Il secondo principio si riferisce al nesso di causalità e chiarisce che “la norma di cui all’art. 1227, comma 1, prima parte c.c. ha riguardo all’accertamento del nesso di causalità materiale, onde l’eventuale contributo causale della vittima all’evento dannoso è di tipo oggettivo e prescinde dall’imputabilità della condotta colposa sul piano soggettivo. L’eventuale condotta della vittima incapace, deve - pertanto - essere valutata alla stregua dello standard ordinario di comportamento diligente dell’uomo medio, senza tener conto della sua incapacità di intendere e di volere. Una siffatta valutazione oggettiva della condotta della vittima incapace, qualora non integri gli estremi di un autonomo fatto illecito, assorbe ogni rilievo circa la condotta del soggetto tenuto alla sua sorveglianza sotto il profilo di una sua eventuale culpa in vigilando e/o in educando, in quanto quest’ultima resta di fatto assorbita e superata dal fatto che la valutazione della condotta della vittima incapace viene effettuata secondo un criterio che non tiene conto della sua incapacità, operando invece su di un piano esclusivamente oggettivo e materiale”.
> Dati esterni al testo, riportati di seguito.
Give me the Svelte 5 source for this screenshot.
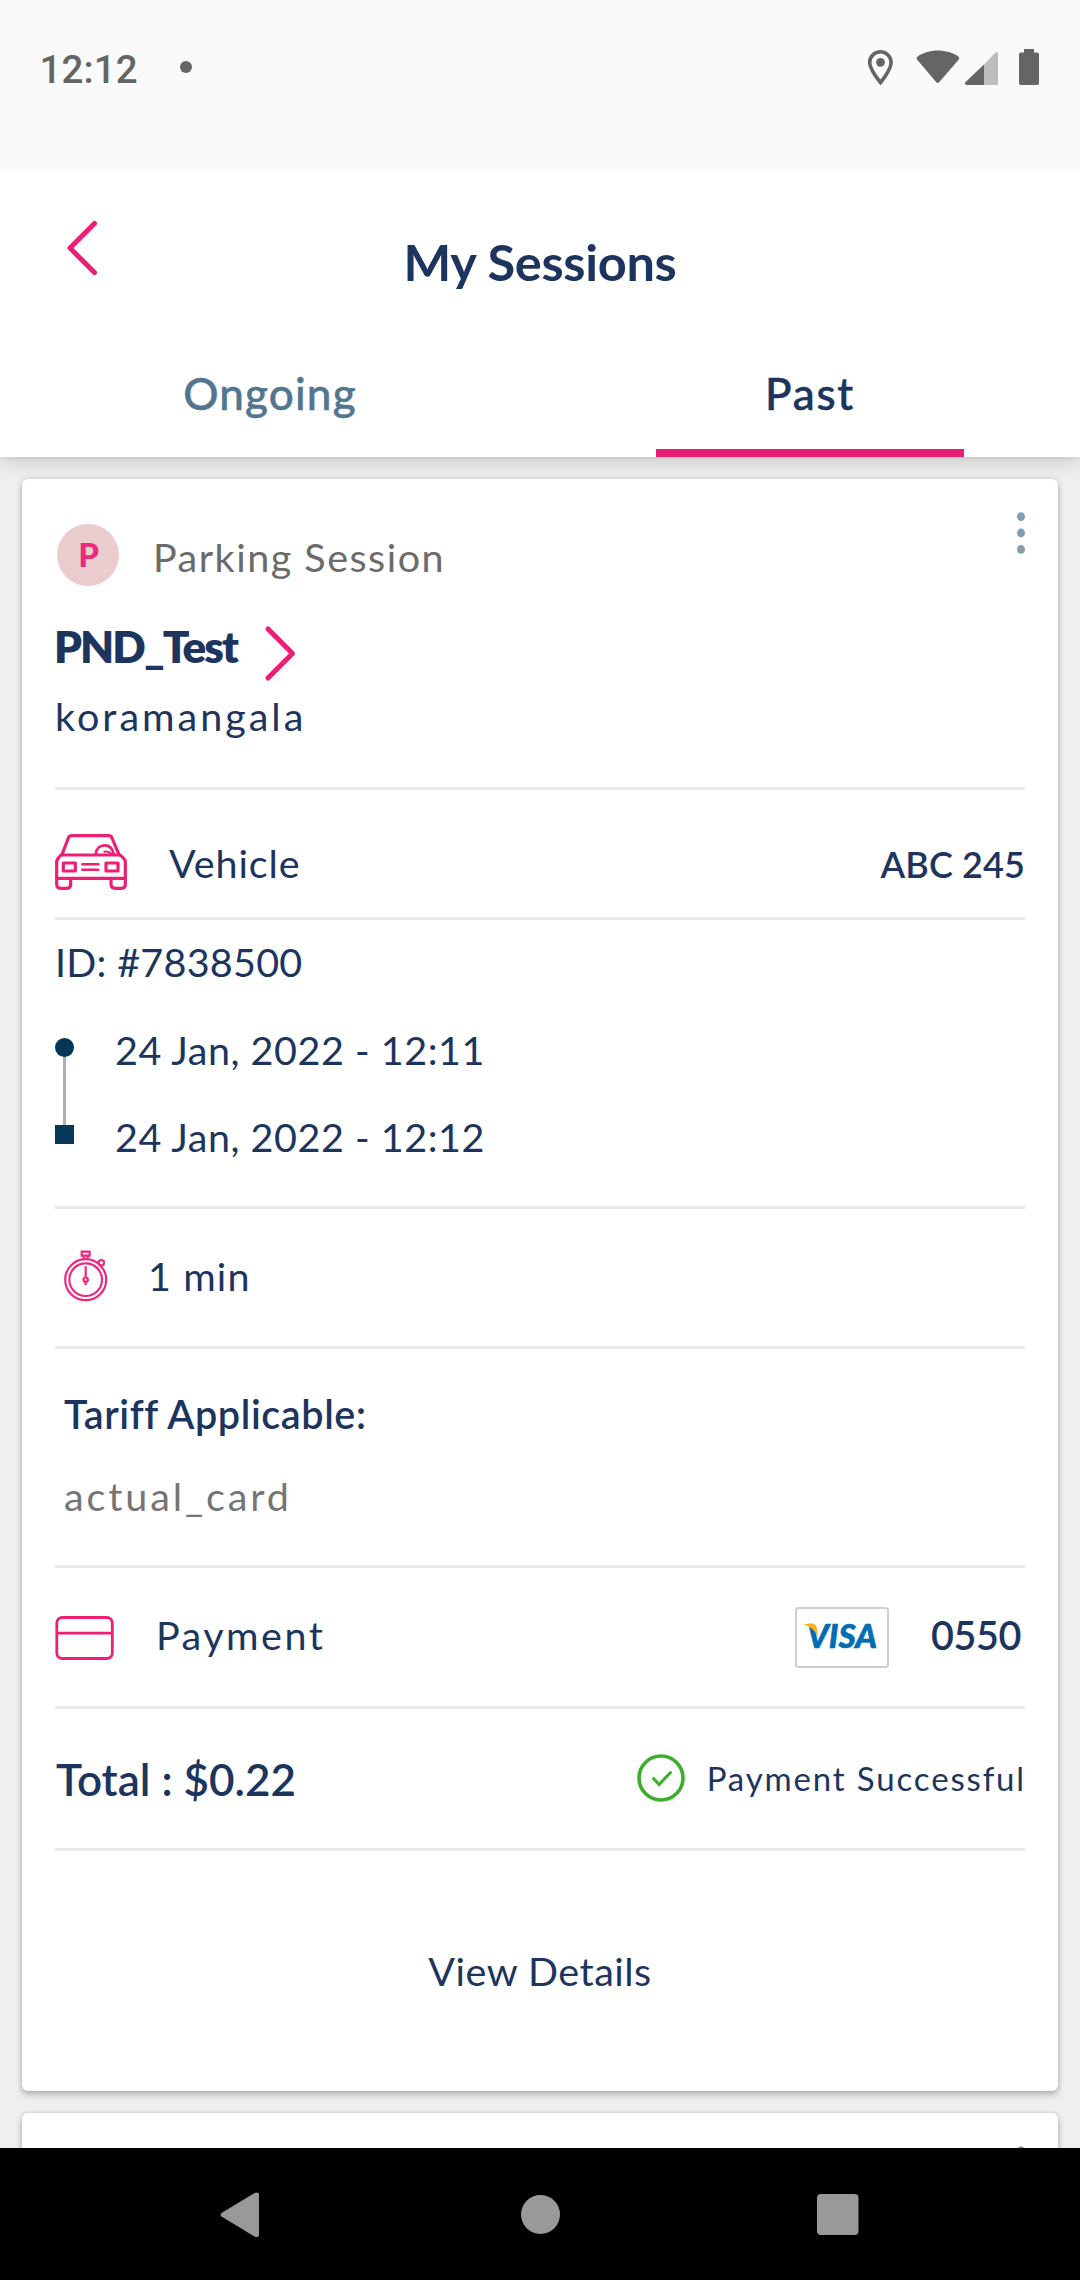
<script>
  const times = ['24 Jan, 2022 - 12:11', '24 Jan, 2022 - 12:12'];
</script>

{#snippet kebab()}
  <button class="kebab" aria-label="More options">
    <svg width="8" height="44" viewBox="0 0 8 44" fill="#829cb2">
      <ellipse cx="4" cy="4.6" rx="4" ry="4.4" />
      <ellipse cx="4" cy="21" rx="4" ry="4.4" />
      <ellipse cx="4" cy="37.4" rx="4" ry="4.4" />
    </svg>
  </button>
{/snippet}

<div class="screen">
  <div class="status">
    <span class="clock">12:12</span>
    <span class="dot"></span>
    <svg class="status-icons" width="176" height="40" viewBox="864 47 176 40" fill="#656565">
      <path
        d="M880.5 51.8c-6 0-10.8 4.7-10.8 10.7 0 7.3 10.8 20 10.8 20s10.6-12.700 10.600-20c0-6-4.700-10.700-10.600-10.700z"
        fill="none" stroke="#656565" stroke-width="3.600" />
      <circle cx="880.5" cy="62.300" r="4.400" />
      <path d="M917 59.500q-1.300-1.700.6-3.100c5.500-3.700 12.500-5.900 20.300-5.900s15 2.200 20.400 5.900q1.800 1.400.5 3.100L939.600 81.800q-1.800 2.200-3.700 0z" />
      <path d="M984 64.500V85h-17.500q-2.800-.8-1-3z" />
      <path d="M984 64.500l11.500-12q2.500-1.300 2.500 1.500v29.500q0 1.500-1.500 1.500H984z" fill="#bebebe" />
      <path d="M1024 49h10v3.600h3.200q1.800 0 1.800 1.800v28.800q0 1.800-1.800 1.800h-16.400q-1.800 0-1.800-1.800V54.400q0-1.800 1.800-1.800h3.200z" />
    </svg>
  </div>

  <header class="header">
    <div class="titlebar">
      <button class="back" aria-label="Back">
        <svg width="34" height="58" viewBox="0 0 34 58" fill="none" stroke="#ec1e75" stroke-width="5" stroke-linecap="round" stroke-linejoin="round">
          <path d="M28.500 4.500L4 29 28.500 53.500" />
        </svg>
      </button>
      <h1>My Sessions</h1>
    </div>
    <nav class="tabs">
      <div class="tab"><span class="ongoing">Ongoing</span></div>
      <div class="tab active"><span class="past">Past</span></div>
    </nav>
  </header>

  <main class="list">
    <article class="card">
      <section class="place">
        <div class="type">
          <span class="badge">P</span>
          <span class="type-name">Parking Session</span>
          {@render kebab()}
        </div>
        <div class="name">
          <h2>PND_Test</h2>
          <svg width="34" height="58" viewBox="0 0 34 58" fill="none" stroke="#ec1e75" stroke-width="5" stroke-linecap="round" stroke-linejoin="round">
            <path d="M5 4L29.500 28.500 5 53" />
          </svg>
        </div>
        <p class="area">koramangala</p>
      </section>

      <section class="vehicle">
        <svg width="72" height="56" viewBox="17 27 216 168" fill="none" stroke="#ec1e75" stroke-width="9.500" stroke-linejoin="round" stroke-linecap="round">
          <path d="M38 89L57 39Q60 32 67 32H178Q185 32 188 39L209 89" />
          <path d="M22 160V110Q22 106 27 99L35 90H213L222 99Q228 106 228 110V160Z" />
          <path d="M22 160V177Q22 190 34 190H51Q64 190 64 177V160M185 160V177Q185 190 198 190H216Q228 190 228 177V160" />
          <path d="M42 114H78V138H42ZM170 114H206V138H170Z" />
          <path d="M99 118H147M99 134H147" stroke-width="7.500" />
          <path d="M139 87C141 70 152 61 166 61S190 71 193 87" stroke-width="8" />
          <path d="M165 80Q178 78 188 87" stroke-width="6" />
        </svg>
        <span class="vehicle-label">Vehicle</span>
        <span class="plate">ABC 245</span>
      </section>

      <section class="period">
        <p class="id">ID: #7838500</p>
        <div class="timeline">
          <svg width="19" height="106" viewBox="0 0 19 106">
            <path d="M9.500 10V90" stroke="#b0b0b0" stroke-width="3" />
            <circle cx="9.500" cy="9.500" r="9.500" fill="#063759" />
            <path d="M0 87H19V106H0Z" fill="#063759" />
          </svg>
          <div class="times">
            {#each times as time}
              <p>{time}</p>
            {/each}
          </div>
        </div>
      </section>

      <section class="duration">
        <svg width="44" height="52" viewBox="26 28 132 156" fill="none" stroke="#ec2a7b" stroke-width="6.500">
          <circle cx="91" cy="117" r="61.500" />
          <circle cx="91" cy="117" r="49" />
          <path d="M79 33H103V45H79ZM85 45V55M97 45V55M91 77V110M91 124V133" />
          <circle cx="91" cy="117" r="6.500" />
          <circle cx="138" cy="66" r="8" />
          <path d="M131 72L139 79" />
        </svg>
        <span>1 min</span>
      </section>

      <section class="tariff">
        <h3>Tariff Applicable:</h3>
        <p>actual_card</p>
      </section>

      <section class="payment">
        <svg width="59" height="44" viewBox="0 0 59 44" fill="none" stroke="#ec1e75" stroke-width="2.800">
          <rect x="1.800" y="1.500" width="55.500" height="41" rx="5.500" />
          <path d="M2 17.200H57" />
        </svg>
        <span class="payment-label">Payment</span>
        <svg class="visa" width="94" height="61" viewBox="0 0 94 61">
          <rect x="1" y="1" width="92" height="59" rx="2.500" fill="#fff" stroke="#cecece" stroke-width="2" />
          <text x="12" y="41" textLength="70" lengthAdjust="spacingAndGlyphs">VISA</text>
          <path d="M9 17H18.500Q21 17 21.600 19.500L23.200 29.500Q18.500 20.500 9 17.500Z" fill="#fbb01f" />
        </svg>
        <span class="last4">0550</span>
      </section>

      <section class="total">
        <h3>Total : $0.22</h3>
        <svg width="48" height="48" viewBox="0 0 48 48" fill="none" stroke="#3dae2b">
          <circle cx="24" cy="24" r="22" stroke-width="3.600" />
          <path d="M16.500 24.500L22 30.500L33.500 18.500" stroke-width="3" stroke-linecap="round" />
        </svg>
        <span class="result">Payment Successful</span>
      </section>

      <button class="details">View Details</button>
    </article>

    <article class="card next">{@render kebab()}</article>
  </main>

  <footer class="sysnav">
    <svg width="1080" height="132" viewBox="0 0 1080 132" fill="#999">
      <path d="M221.500 68.500q-1.800-1.800 0-3.600L254.500 45q4.500-1.500 4.500 1.500v40.500q0 3-4.500 1.500z" />
      <circle cx="540.500" cy="66.500" r="19.500" />
      <rect x="817" y="46" width="41.500" height="41" rx="4" />
    </svg>
  </footer>
</div>

<style>
  :global(body) {
    background: #efefef;
  }
  .screen {
    width: 1080px;
    height: 2280px;
    display: flex;
    flex-direction: column;
    overflow: hidden;
    background: #efefef;
    color: #1d355e;
    font-family: Lato, 'Open Sans', sans-serif;
    font-size: 39.5px;
    line-height: 48px;
  }
  .screen * {
    box-sizing: border-box;
  }
  h1, h2, h3, p {
    margin: 0;
  }
  svg {
    display: block;
    flex: none;
  }
  button {
    padding: 0;
    border: 0;
    background: none;
    color: inherit;
    font: inherit;
    display: block;
  }

  .status {
    height: 171px;
    flex: none;
    display: flex;
    align-items: flex-start;
    padding: 47px 40px 0 39.5px;
    background: #fafafa;
    position: relative;
    z-index: 2;
  }
  .clock {
    width: 97.5px;
    color: #656565;
    font: 500 38.5px/45px Roboto, sans-serif;
    letter-spacing: 0.1px;
  }
  .dot {
    width: 12px;
    height: 12px;
    margin: 14px 0 0 43px;
    border-radius: 50%;
    background: #656565;
  }
  .status-icons {
    margin-left: auto;
  }

  .header {
    height: 286px;
    flex: none;
    background: #fff;
    position: relative;
    z-index: 1;
    box-shadow: 0 4px 20px rgba(0, 0, 0, 0.16), 0 1px 4px rgba(0, 0, 0, 0.08);
  }
  .titlebar {
    height: 176px;
    display: grid;
    grid-template-columns: 130px 1fr 130px;
    align-items: start;
  }
  .back {
    padding: 48px 0 0 66px;
  }
  h1 {
    padding-top: 61px;
    text-align: center;
    font-size: 50.5px;
    line-height: 60px;
    font-weight: 700;
    letter-spacing: -0.3px;
  }
  .tabs {
    height: 110px;
    display: grid;
    grid-template-columns: 1fr 1fr;
  }
  .tab {
    width: 308px;
    justify-self: center;
    padding-top: 20px;
    text-align: center;
    font-size: 44px;
    font-weight: 500;
    line-height: 52px;
    color: #52768f;
  }
  .active {
    border-bottom: 8px solid #e81e76;
    color: #1d355e;
  }
  .ongoing {
    letter-spacing: 1.15px;
    -webkit-text-stroke: 0.5px;
  }
  .past {
    letter-spacing: 1.8px;
    -webkit-text-stroke: 0.5px;
  }

  .list {
    height: 1691px;
    flex: none;
    overflow: hidden;
    padding: 22px 22px 0;
    display: flex;
    flex-direction: column;
    gap: 22px;
  }
  .card {
    height: 1612px;
    flex: none;
    padding: 0 33px;
    background: #fff;
    border-radius: 6px;
    box-shadow: 0 4px 7px rgba(0, 0, 0, 0.22), 0 0 5px rgba(0, 0, 0, 0.14);
  }
  section {
    border-bottom: 3px solid #e9e9e9;
    display: flex;
    align-items: center;
  }
  .kebab {
    margin-left: auto;
  }

  .place {
    height: 311px;
    flex-direction: column;
    align-items: stretch;
  }
  .type {
    display: flex;
    align-items: flex-start;
    padding-top: 33px;
  }
  .badge {
    width: 62px;
    height: 62px;
    margin: 12px 34px 0 2px;
    border-radius: 50%;
    background: #ebcdd0;
    color: #ee2a7f;
    font-size: 33px;
    font-weight: 900;
    line-height: 61px;
    text-align: center;
    padding-left: 1px;
  }
  .type-name {
    padding-top: 21px;
    color: #6b6b6b;
    letter-spacing: 1.5px;
  }
  .name {
    display: flex;
    align-items: flex-start;
    margin-top: 33px;
    gap: 26px;
  }
  h2 {
    margin: 1px 0 0 -1px;
    font-size: 44px;
    line-height: 52px;
    font-weight: 800;
    letter-spacing: -1.900px;
  }
  .name svg {
    margin-top: 6px;
  }
  .area {
    margin-top: 9px;
    letter-spacing: 3px;
  }

  .vehicle {
    height: 130px;
    padding-top: 17px;
  }
  .vehicle-label {
    margin-left: 42px;
    padding-top: 2px;
    letter-spacing: 0.9px;
  }
  .plate {
    margin-left: auto;
    padding-top: 3px;
    font-size: 36px;
    font-weight: 600;
    letter-spacing: 0.1px;
  }

  .period {
    height: 289px;
    flex-direction: column;
    align-items: stretch;
    padding-top: 18px;
  }
  .id {
    letter-spacing: 0.26px;
  }
  .timeline {
    display: flex;
    align-items: flex-start;
    gap: 41px;
    padding-top: 40px;
  }
  .timeline svg {
    margin-top: 12px;
  }
  .times {
    display: grid;
    gap: 39px;
    letter-spacing: 0.52px;
  }

  .duration {
    height: 140px;
    padding: 0 0 3px 9px;
    gap: 40px;
    letter-spacing: 1.1px;
  }

  .tariff {
    height: 219px;
    flex-direction: column;
    align-items: stretch;
    padding: 41px 0 0 9px;
    gap: 34px;
  }
  h3 {
    font-size: inherit;
    font-weight: 600;
    letter-spacing: 0.6px;
  }
  .tariff p {
    color: #757575;
    letter-spacing: 2.9px;
  }

  .payment {
    height: 141px;
  }
  .payment > svg:first-child {
    margin: 1px 0 0 0;
  }
  .payment-label {
    margin: -5px 0 0 42px;
    letter-spacing: 2.5px;
  }
  .visa {
    margin-left: auto;
  }
  .visa text {
    font: italic 900 33px Lato, sans-serif;
    fill: #006db4;
    stroke: #006db4;
    stroke-width: 0.6px;
  }
  .last4 {
    margin: -4px 4px 0 42px;
    font-weight: 600;
    letter-spacing: -0.4px;
  }

  .total {
    height: 142px;
  }
  .total h3 {
    margin: 1px 0 0 1px;
    font-size: 44px;
    line-height: 52px;
    letter-spacing: 0;
  }
  .total svg {
    margin: -2px 0 0 auto;
  }
  .result {
    margin: -1px -1px 0 22px;
    font-size: 33px;
    letter-spacing: 1.85px;
  }

  .details {
    width: 100%;
    height: 240px;
    text-align: center;
    letter-spacing: 0.5px;
  }

  .next {
    padding-top: 33px;
  }

  .sysnav {
    height: 132px;
    flex: none;
    background: #000;
  }
</style>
Infine, il terzo assunto afferma che “il principio di cui all’art. 1227 c.c. della riduzione proporzionale del danno in ragione dell’efficienza con-causale della condotta del soggetto danneggiato si applica anche quando questi sia incapace di intendere o di volere per minore età o per altra causa, e tale riduzione deve essere operata non solo nei confronti del danneggiato, che reclama il risarcimento del pregiudizio direttamente patito al cui verificarsi ha contribuito la sua condotta, ma anche nei confronti dei congiunti che, in relazione agli effetti riflessi che l’evento di danno subito proietta su di essi, agiscono per ottenere il risarcimento dei danni iure proprio, restando peraltro esclusa – nell’ipotesi in cui la condotta concorrente della vittima non abbia il carattere dell’illecito, giusta il principio di cui all’art. 2048 c.c. - la possibilità di far luogo ad una ulteriore riduzione del danno risarcibile sulla base di un loro ipotetico concorso nella sua causazione per culpa in educando o in vigilando”.